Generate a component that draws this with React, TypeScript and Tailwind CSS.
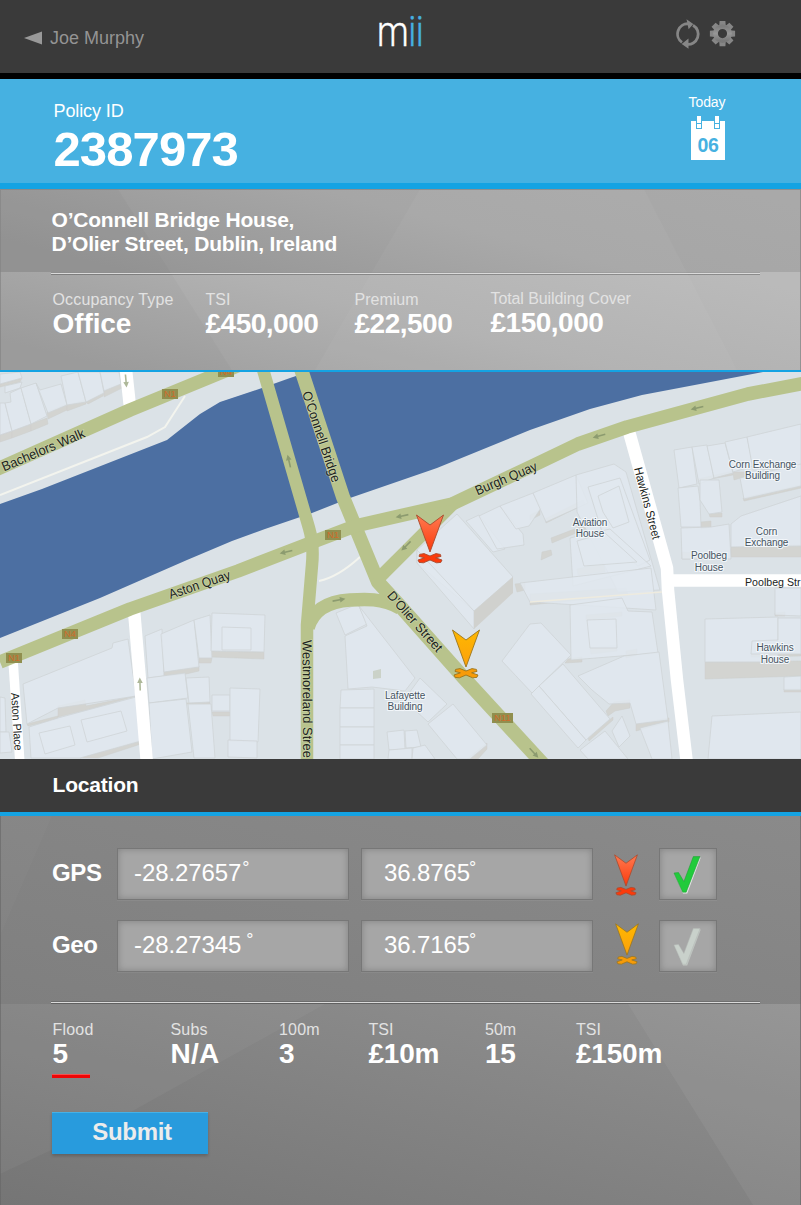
import React from "react";

const ROAD = "#b8c38c";

const lotShapes: string[] = [
  "0,374 20,372 22,378 0,384",
  "5,386 22,382 20,388 5,393",
  "0,403 5,403 12,431 0,435",
  "5,403 11,402 10,393 21,388 31,424 12,431",
  "21,388 36,383 47,416 31,424",
  "36,383 40,390 61,384 67,405 48,413",
  "61,376 78,372 86,402 67,405",
  "78,372 100,372 104,393 86,402",
  "100,372 119,372 121,384 104,391",
  "145,636 162,629 164,676 148,678",
  "161,634 194,620 199,667 164,672",
  "194,620 210,615 212,658 199,658",
  "212,613 265,615 264,652 211,651",
  "222,627 251,628 251,650 222,650",
  "147,678 185,673 188,698 149,703",
  "186,678 209,677 210,702 189,703",
  "149,703 186,699 192,752 152,759",
  "188,704 211,704 215,758 194,758",
  "212,695 230,695 230,711 212,711",
  "230,688 260,689 258,742 230,741",
  "228,740 257,741 257,758 228,757",
  "23,684 112,648 113,643 128,639 136,696 85,704 58,708 27,724",
  "29,727 58,718 136,697 141,741 80,758 31,758",
  "39,733 70,726 75,745 45,754",
  "81,720 121,711 127,731 87,742",
  "0,697 5,698 6,732 0,732",
  "0,732 9,732 12,752 0,753",
  "336,613 358,604 367,624 345,635",
  "345,636 367,626 359,606 415,678 405,691 372,687 348,689",
  "341,690 374,689 374,708 340,708",
  "340,708 374,708 374,727 340,727",
  "340,727 374,727 374,745 340,745",
  "340,745 374,745 374,759 340,759",
  "387,732 404,730 405,749 389,750",
  "405,731 417,730 421,747 406,748",
  "389,750 412,748 412,759 388,759",
  "413,748 425,745 435,759 412,759",
  "420,678 447,704 428,722 404,700",
  "428,724 453,704 487,745 470,759 457,759",
  "417,550 457,514 513,577 474,611 417,563",
  "466,521 479,515 505,549 493,552",
  "479,516 500,506 523,534 524,545 497,549",
  "500,506 533,493 541,508 529,526 516,529",
  "533,493 576,475 588,503 546,522",
  "576,475 614,464 626,472 660,590 618,592 577,512",
  "588,487 620,478 650,560 638,566 604,538",
  "598,496 619,486 629,522 613,528 603,512",
  "570,538 610,529 651,566 573,586",
  "577,541 605,533 637,562 584,566",
  "520,583 651,568 656,610 530,602",
  "570,605 622,598 628,611 652,612 658,653 571,660",
  "587,620 616,619 617,648 590,648",
  "530,624 541,623 571,655 532,693 502,661",
  "539,686 563,664 610,719 586,740",
  "531,694 539,686 586,740 578,748",
  "578,676 624,656 659,652 668,720 636,724 630,703 609,704 592,690",
  "612,731 622,716 630,736 619,747",
  "580,750 605,731 628,759 588,759",
  "640,728 668,721 672,759 652,759",
  "674,450 692,447 697,484 679,488",
  "692,447 707,445 714,478 699,484",
  "707,446 725,443 733,473 714,478",
  "725,442 747,437 753,466 733,472",
  "747,437 801,424 801,468 753,470",
  "678,488 698,486 700,500 701,527 681,527",
  "700,480 719,480 722,512 709,514 700,500",
  "681,528 711,527 729,524 731,559 682,559",
  "740,478 801,464 801,486 744,499",
  "741,516 801,496 801,546 731,547 731,524",
  "705,619 778,617 778,662 705,662",
  "775,588 801,588 801,616 775,615",
  "778,618 801,618 801,654 751,654 752,641 778,640",
  "784,677 801,676 801,690 784,690",
  "712,716 801,712 801,759 708,759",
];

const shadeShapes: string[] = [
  "0,435 12,431 12,438 0,442",
  "12,431 31,424 31,431 12,438",
  "31,424 47,418 48,424 31,431",
  "47,412 67,404 67,410 48,419",
  "67,405 86,400 86,404 67,411",
  "86,402 104,392 103,396 88,404",
  "104,390 120,384 122,388 104,397",
  "0,384 22,378 20,382 0,387",
  "58,706 85,700 86,706 136,696 86,710 58,717",
  "27,724 58,716 58,719 28,726",
  "80,758 141,740 141,744 98,758",
  "164,672 199,666 199,671 186,674 164,676",
  "199,658 212,658 211,663 199,663",
  "211,651 264,652 264,659 211,657",
  "186,703 210,702 210,704 189,705",
  "212,712 230,712 230,716 213,716",
  "545,519 583,500 585,504 546,523",
  "551,538 585,525 588,528 552,543",
  "530,515 540,510 540,515 530,520",
  "542,552 551,550 552,555 541,560",
  "530,594 626,588 628,595 530,605",
  "586,615 622,612 622,616 586,620",
  "590,648 617,645 617,651 591,654",
  "568,659 582,657 582,662 565,663",
  "626,651 637,649 637,655 626,658",
  "636,724 669,718 669,722 636,731",
  "614,702 630,700 630,708 615,711 608,716 606,711",
  "588,737 613,717 613,720 589,741",
  "467,759 487,743 487,749 478,759",
  "698,479 733,471 733,475 700,481",
  "733,472 746,472 744,477 734,480",
  "743,498 801,485 801,488 744,501",
  "731,547 801,545 801,557 731,557",
  "701,522 711,521 711,527 701,529",
  "709,514 722,513 722,517 710,517",
  "682,552 709,554 709,559 682,559",
  "705,662 801,661 801,676 705,679",
  "775,613 785,612 785,616 775,616",
  "784,689 801,689 801,692 784,692",
  "751,653 801,654 801,656 751,657",
  "577,569 604,563 605,572 578,575",
  "515,584 525,583 525,590 517,592",
];

function Marker({ tone }: { tone: "red" | "amber" }) {
  const red = tone === "red";
  const cross = red ? "#fb3a0b" : "#f79b08";
  const edge = red ? "#a9492c" : "#9b751c";
  return (
    <g>
      <path
        d="M3.6 40.4 L8 39.6 L14 42 L20 39.6 L24.4 40.4 L25 42.4 L19.6 43.8 L26 46 L24.8 48.4 L20.6 48.8 L14 46 L7.4 48.8 L3.2 48.4 L2 46 L8.4 43.8 L3 42.4 Z"
        fill={cross} stroke={edge} strokeWidth="0.9" strokeLinejoin="round"
      />
      <path
        d="M0.5 1 L14 11 L27.5 1 L14 38 Z"
        fill={red ? "url(#pinRed)" : "url(#pinAmber)"} stroke={edge} strokeWidth="0.9"
      />
    </g>
  );
}

function Arrow({ x, y, a }: { x: number; y: number; a: number }) {
  return (
    <path
      transform={`translate(${x} ${y}) rotate(${a})`}
      d="M-6.5 0 L-1 -2.8 V-0.8 H6.5 V0.8 H-1 V2.8 Z"
      fill="#8c9b6f"
    />
  );
}

function Shield({ x, y, w, t }: { x: number; y: number; w: number; t: string }) {
  return (
    <g>
      <rect x={x} y={y} width={w} height="10" fill="#908f4f" />
      <text x={x + w / 2} y={y + 8.3} textAnchor="middle" fontSize="9.5" fill="#cf6c2b">{t}</text>
    </g>
  );
}

function RoadName({ x, y, a, len, size, children }: { x: number; y: number; a: number; len: number; size: number; children: string }) {
  return (
    <text
      transform={`translate(${x} ${y}) rotate(${a})`} fontSize={size} textLength={len}
      lengthAdjust="spacingAndGlyphs" fill="#20241c"
      stroke="#ffffff" strokeOpacity="0.25" strokeWidth="1.5" paintOrder="stroke"
    >
      {children}
    </text>
  );
}

function Place({ x, y, a, b }: { x: number; y: number; a: string; b: string }) {
  return (
    <text textAnchor="middle" fontSize="10" letterSpacing="-0.1" fill="#47545f" stroke="#f2f6fa" strokeWidth="2.2" paintOrder="stroke">
      <tspan x={x} y={y}>{a}</tspan>
      <tspan x={x} y={y + 11.2}>{b}</tspan>
    </text>
  );
}

function CityMap() {
  return (
    <svg
      viewBox="0 372 801 387"
      className="block h-[387px] w-full font-['Liberation_Sans',Arial,sans-serif]"
    >
      <defs>
        <linearGradient id="pinRed" x1="0" y1="0" x2="0" y2="1">
          <stop offset="0" stopColor="#ff7a50" />
          <stop offset="1" stopColor="#fb3a0c" />
        </linearGradient>
        <linearGradient id="pinAmber" x1="0" y1="0" x2="0" y2="1">
          <stop offset="0" stopColor="#ffb800" />
          <stop offset="1" stopColor="#fba00c" />
        </linearGradient>
      </defs>
      <rect y="372" width="801" height="387" fill="#dbe2e7" />
      <g fill="#d3d4d1" stroke="#cccecd" strokeWidth="0.5">
        {shadeShapes.map((p) => <polygon key={p} points={p} />)}
      </g>
      <g fill="#e1e8ef" fillOpacity="0.85" stroke="#cfd4d7" strokeWidth="0.8">
        {lotShapes.map((p) => <polygon key={p} points={p} />)}
        <polygon points="417,550 417,563 474,629 474,611" />
      </g>
      <polygon points="474,611 513,577 513,593 474,629" fill="#d0d1ce" />
      <polygon points="373,671 381,669 381,678 373,679" fill="#cbd2c8" />
      <g fill="none" stroke="#f3f4ee" strokeWidth="2">
        <path d="M0 495 L147 437 L165 427 L185 396" />
        <path d="M319 581 Q338 577 360 557" />
        <path d="M530 602 L662 592" strokeWidth="1.5" stroke="#eeebdf" />
      </g>
      <path
        d="M0 504 L42 489 L167 440 L200 414 L220 402 L262 388 L290 378 L308 372 H763 L700 384 L642 395 L590 409 L530 430 L437 468 L350 498 L312 513 L265 529 L232 541 L187 560 L100 598 L0 638 Z"
        fill="#4c6fa2"
      />
      <g fill="none" stroke="#ffffff" strokeWidth="12.5" strokeLinejoin="round">
        <path d="M628 428 L667 568 L668 590 L677 680 L687 764" />
        <path d="M670 580.5 H805" />
        <path d="M134 610 L147 764" />
        <path d="M13 660 L20 764" strokeWidth="9.5" />
        <path d="M126 370 L130 407" />
      </g>
      <g fill="none" stroke={ROAD} strokeWidth="13.5" strokeLinejoin="round">
        <path d="M-5 470 L130 410 L242 364" />
        <path d="M262 366 L309 528 Q314 545 312 565 L307 625 L307 764" strokeWidth="12.5" />
        <path d="M300 366 L343 497 L378 582 L400 606 L463 677 L544 765" strokeWidth="14" />
        <path d="M805 383 L748 394 L627 427 L578 444 L530 467 L452 504 L355 526 L313 542 L238 571 L130 609 L0 662" />
        <path d="M455 502 L376 581" strokeWidth="12.5" />
        <path d="M308 628 C314 606 335 601 350 600 S382 598 400 608" />
      </g>
      <polygon points="420,515 435,508 451,505 425,531" fill={ROAD} />
      <Arrow x={289} y={461} a={77} />
      <Arrow x={402} y={516} a={-12} />
      <Arrow x={406} y={546} a={-45} />
      <Arrow x={286} y={552} a={-14} />
      <Arrow x={339} y={600} a={170} />
      <Arrow x={599} y={436} a={-15} />
      <Arrow x={697} y={408} a={-14} />
      <Arrow x={534} y={753} a={228} />
      <g opacity="0.7">
        <Arrow x={126} y={381} a={-95} />
        <Arrow x={140} y={684} a={88} />
      </g>
      <Shield x={162} y={389} w={16} t="N1" />
      <Shield x={218} y={367} w={16} t="N4" />
      <Shield x={325} y={530} w={16} t="N1" />
      <Shield x={62} y={629} w={16} t="N4" />
      <Shield x={6} y={653} w={16} t="N1" />
      <Shield x={492} y={713} w={21} t="N11" />
      <RoadName x={4} y={471.5} a={-23} len={89} size={13.5}>Bachelors Walk</RoadName>
      <RoadName x={170.5} y={599} a={-18.5} len={64} size={13.5}>Aston Quay</RoadName>
      <RoadName x={477.5} y={495.5} a={-23} len={66} size={13.5}>Burgh Quay</RoadName>
      <RoadName x={302} y={393} a={71.5} len={95} size={13.3}>O'Connell Bridge</RoadName>
      <RoadName x={386.5} y={596} a={48.5} len={76} size={13.3}>D'Olier Street</RoadName>
      <RoadName x={302.5} y={640} a={89.7} len={118} size={13.3}>Westmoreland Stree</RoadName>
      <RoadName x={634} y={468.5} a={75.2} len={74} size={12}>Hawkins Street</RoadName>
      <RoadName x={11} y={693} a={86.5} len={58} size={11.5}>Aston Place</RoadName>
      <text x="745" y="585.5" fontSize="11.5" textLength="55.5" lengthAdjust="spacingAndGlyphs" fill="#20241c">Poolbeg Str</text>
      <Place x={762.5} y={467.5} a="Corn Exchange" b="Building" />
      <Place x={590} y={525.5} a="Aviation" b="House" />
      <Place x={766.5} y={534.5} a="Corn" b="Exchange" />
      <Place x={709} y={559.3} a="Poolbeg" b="House" />
      <Place x={775} y={651.3} a="Hawkins" b="House" />
      <Place x={405} y={698.5} a="Lafayette" b="Building" />
      <g transform="translate(416 514)"><Marker tone="red" /></g>
      <g transform="translate(452 629)"><Marker tone="amber" /></g>
    </svg>
  );
}

interface StatProps {
  label: string;
  value: string;
  width: string;
  lift?: boolean;
  labelTracking?: string;
  tracking?: string;
}

function Stat({ label, value, width, lift, labelTracking = "tracking-normal", tracking = "tracking-[-0.5px]" }: StatProps) {
  return (
    <div className={`${width} shrink-0 whitespace-nowrap ${lift ? "-mt-px" : ""}`}>
      <div className={`text-[16px] leading-5 text-[#e2e2e2] ${labelTracking}`}>{label}</div>
      <div className={`text-[28px] font-bold leading-7 text-white ${tracking}`}>{value}</div>
    </div>
  );
}

const fieldBox =
  "h-[52px] border border-[#777] bg-[#a6a6a6] shadow-[inset_0_0_7px_rgba(0,0,0,0.22),0_1px_0_rgba(255,255,255,0.06)]";

function Field({ value, gap, pad }: { value: string; gap: string; pad: string }) {
  return (
    <div className={`${fieldBox} flex w-[232px] items-start ${pad} pt-[9px] text-[24px] leading-[29px] tracking-[-0.1px] text-white`}>
      <span>{value}</span>
      <span className={`${gap} text-[18px] leading-[20px]`}>°</span>
    </div>
  );
}

function Row({ name, lat, lon, latGap, tone }: { name: string; lat: string; lon: string; latGap: string; tone: "red" | "amber" }) {
  const on = tone === "red";
  return (
    <div className="flex h-[52px]">
      <div className="w-[65px] pt-[10px] text-[24px] font-bold leading-[29px] tracking-[-0.4px] text-white">{name}</div>
      <Field value={lat} gap={latGap} pad="pl-4" />
      <div className="w-3" />
      <Field value={lon} gap="-ml-px" pad="pl-[22px]" />
      <div className="flex w-[66px] justify-center">
        <svg viewBox="-1 0 30 51" className={`h-[43px] w-[26px] ${on ? "mt-[6px]" : "ml-[2px] mt-[3px]"}`}>
          <Marker tone={tone} />
        </svg>
      </div>
      <div className={`${fieldBox} w-[58px]`}>
        <svg viewBox="1 1 56 50" className="block h-[50px] w-14">
          <path d="M15.8 26.3 L20 26 L25 35 L34.8 9.4 H41.8 L28.2 45.4 H24 Z" fill={on ? "#e8e8e8" : "#bfc4c0"} />
          <path
            d="M15 25 L19.5 24.5 L24.9 33.5 L34.3 8.6 H41 L27.2 44.2 H23.7 Z"
            fill={on ? "#21cb3b" : "#c9d1cb"}
            stroke={on ? "#1a9a30" : "#b4bab6"}
            strokeWidth="0.5"
          />
        </svg>
      </div>
    </div>
  );
}

function Rule() {
  return (
    <div className="py-px">
      <div className="ml-[51px] h-px w-[709px] bg-[#dadada] shadow-[0_-1px_0_rgba(0,0,0,0.15),0_1px_0_rgba(0,0,0,0.25)]" />
    </div>
  );
}

export default function App() {
  return (
    <div className="flex h-[1205px] w-[801px] flex-col overflow-hidden bg-[#848484] font-['Liberation_Sans',Arial,sans-serif]">
      <header className="flex h-[79px] items-start border-b-[6px] border-black bg-[#3a3a3a] pl-6">
        <div className="flex w-[353px] items-center pt-[26px] text-[18px] leading-6 text-[#949494]">
          <svg viewBox="0 0 18 14" className="mr-2 h-[14px] w-[18px]">
            <path d="M0 7 L18 0.5 V13.5 Z" fill="#999" />
          </svg>
          Joe Murphy
        </div>
        <div className="mt-[8px] w-[299px]">
          <div className="w-max origin-left scale-x-[0.84] font-[Roboto,sans-serif] text-[42.5px] font-light leading-[48px] tracking-[-0.5px] text-white [-webkit-text-stroke:0.4px_currentColor]">
            m<span className="text-[#46b1e1]">ii</span>
          </div>
        </div>
        <svg viewBox="0 0 62 30" className="mt-[19px] h-[30px] w-[62px]">
          <defs>
            <linearGradient id="metal" x1="0" y1="0" x2="0" y2="1">
              <stop offset="0" stopColor="#7d7d7d" />
              <stop offset="0.5" stopColor="#969696" />
              <stop offset="1" stopColor="#797979" />
            </linearGradient>
          </defs>
          <g fill="none" stroke="#868686" strokeWidth="2.8">
            <path d="M6 23.4 A10 10.2 0 0 1 12.5 4.8" />
            <path d="M17 6.2 A10 10.2 0 0 1 10.5 25.2" />
          </g>
          <path d="M10.5 0.3 L17.3 5 L12.6 10.2 Z M12.5 19.6 L5.7 25 L12.5 29.7 Z" fill="#868686" />
          <g transform="translate(46.5 14.6)">
            {[0, 45, 90, 135].map((a) => (
              <g key={a} transform={`rotate(${a})`}>
                <path d="M-2.9 -12.6 H2.9 L3.3 -7 H-3.3 Z M-2.9 12.6 H2.9 L3.3 7 H-3.3 Z" fill="#868686" />
              </g>
            ))}
            <circle r="7" fill="none" stroke="url(#metal)" strokeWidth="4.8" />
          </g>
        </svg>
      </header>

      <section className="flex h-[110px] justify-between border-b-[6px] border-[#14a3e3] bg-[#46b1e1] text-white">
        <div className="pl-[53.5px] pt-5">
          <div className="text-[18px] leading-6 tracking-[-0.1px]">Policy ID</div>
          <div className="mt-[2px] text-[49px] font-bold leading-[48px] tracking-[-0.9px]">2387973</div>
        </div>
        <div className="mr-[73px] flex w-[40px] flex-col items-center pt-[14px]">
          <div className="-ml-[2px] text-[14px] leading-[18px] tracking-[-0.1px]">Today</div>
          <svg viewBox="0 0 34 44" className="mt-[5px] h-11 w-[34px]">
            <path d="M0 5 H34 V44 H0 Z" fill="#fff" />
            {[5, 23].map((x) => (
              <g key={x}>
                <rect x={x} y="5" width="6" height="8" fill="#46b1e1" />
                <rect x={x + 1} y="0" width="4" height="12" fill="#fff" />
                <path d={`M${x + 1} 7.5 H${x + 5}`} stroke="#46b1e1" />
              </g>
            ))}
            <text x="17" y="36.2" textAnchor="middle" fontSize="19.5" letterSpacing="-0.3" fontWeight="bold" fill="#46b1e1">06</text>
          </svg>
        </div>
      </section>

      <section className="relative h-[183px] border-b-2 border-[#14a3e3] bg-[#a3a3a3]">
        <svg viewBox="0 0 801 181" className="absolute inset-0 h-[181px] w-full">
          <defs>
            <linearGradient id="facetTop" x1="0" y1="0.6" x2="1" y2="0.2">
              <stop offset="0" stopColor="#959595" />
              <stop offset="0.55" stopColor="#a6a6a6" />
              <stop offset="1" stopColor="#a9a9a9" />
            </linearGradient>
            <linearGradient id="facetLow" x1="0" y1="0.7" x2="1" y2="0.2">
              <stop offset="0" stopColor="#9f9f9f" />
              <stop offset="0.5" stopColor="#b1b1b1" />
              <stop offset="1" stopColor="#bababa" />
            </linearGradient>
          </defs>
          <rect width="801" height="83" fill="url(#facetTop)" />
          <rect y="83" width="801" height="98" fill="url(#facetLow)" />
          <path d="M0 0 H118 L232 181 H0 Z" fill="#000" opacity="0.02" />
          <path d="M420 0 H644 L737 181 H315 Z" fill="#fff" opacity="0.035" />
          <path d="M0.5 0 V181 M800.5 0 V181 M0 0.5 H801" stroke="#858585" opacity="0.7" />
        </svg>
        <div className="relative">
          <div className="h-[83px] pl-[51.5px] pt-[19px] text-[21px] font-bold leading-6 tracking-[-0.2px] text-white">
            <div>O’Connell Bridge House,</div>
            <div>D’Olier Street, Dublin, Ireland</div>
          </div>
          <Rule />
          <div className="flex pl-[52.5px] pt-[15px]">
            <Stat label="Occupancy Type" value="Office" width="w-[153px]" labelTracking="tracking-[0.15px]" tracking="tracking-[-0.1px]" />
            <Stat label="TSI" value="£450,000" width="w-[149px]" />
            <Stat label="Premium" value="£22,500" width="w-[136px]" />
            <Stat label="Total Building Cover" value="£150,000" width="w-[170px]" labelTracking="tracking-[-0.1px]" lift />
          </div>
        </div>
      </section>

      <CityMap />

      <div className="h-[57px] border-b-4 border-[#14a3e3] bg-[#3a3a3a] pl-[52.5px] pt-[14px] text-[21px] font-bold leading-6 tracking-[-0.2px] text-white">
        Location
      </div>

      <section className="relative h-[389px]">
        <svg viewBox="0 0 801 389" className="absolute inset-0 h-[389px] w-full">
          <defs>
            <linearGradient id="slateTop" x1="0" y1="1" x2="1" y2="0">
              <stop offset="0" stopColor="#7f7f7f" />
              <stop offset="1" stopColor="#8a8a8a" />
            </linearGradient>
            <linearGradient id="slateLow" x1="0" y1="1" x2="1" y2="0">
              <stop offset="0" stopColor="#757575" />
              <stop offset="1" stopColor="#919191" />
            </linearGradient>
          </defs>
          <rect width="801" height="188" fill="url(#slateTop)" />
          <rect y="188" width="801" height="201" fill="url(#slateLow)" />
          <path d="M0 188 H325 L120 302 L0 358 Z" fill="#fff" opacity="0.04" />
          <path d="M628 188 H801 V389 H753 Z" fill="#fff" opacity="0.05" />
          <path d="M0 0 H52 L0 120 Z" fill="#fff" opacity="0.02" />
          <path d="M0.5 0 V389 M800.5 0 V389" stroke="#666" opacity="0.6" />
        </svg>
        <div className="relative">
          <div className="flex flex-col gap-5 pl-[52px] pt-8">
            <Row name="GPS" lat="-28.27657" lon="36.8765" latGap="ml-[1px]" tone="red" />
            <Row name="Geo" lat="-28.27345" lon="36.7165" latGap="ml-[5px]" tone="amber" />
          </div>
          <div className="h-[29px]" />
          <Rule />
          <div className="flex pl-[52.5px] pt-4">
            <Stat label="Flood" value="5" width="w-[118px]" labelTracking="tracking-[0.2px]" />
            <Stat label="Subs" value="N/A" width="w-[108.5px]" labelTracking="tracking-[0.2px]" tracking="tracking-[0.3px]" />
            <Stat label="100m" value="3" width="w-[89.5px]" labelTracking="tracking-[0.2px]" />
            <Stat label="TSI" value="£10m" width="w-[116.5px]" tracking="tracking-[-0.2px]" />
            <Stat label="50m" value="15" width="w-[91px]" tracking="tracking-[-0.2px]" />
            <Stat label="TSI" value="£150m" width="w-[120px]" tracking="tracking-[-0.2px]" />
          </div>
          <div className="ml-[52px] mt-[6px] h-1 w-[38px] border-t border-[#f4504e] bg-[#ee0607]" />
          <button className="ml-[52px] mt-[34px] block h-[42px] w-[156px] border-t border-[#46b1e6] bg-[#289bdd] pb-[4px] pl-1 text-[24px] font-bold leading-7 tracking-[-0.3px] text-[#ececec] shadow-[0_2px_3px_rgba(0,0,0,0.2)]">
            Submit
          </button>
        </div>
      </section>
    </div>
  );
}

******

Exercise
Of the lines in the material, how many contain the word "React"? Reply with the number and nothing else.

Answer to this problem
2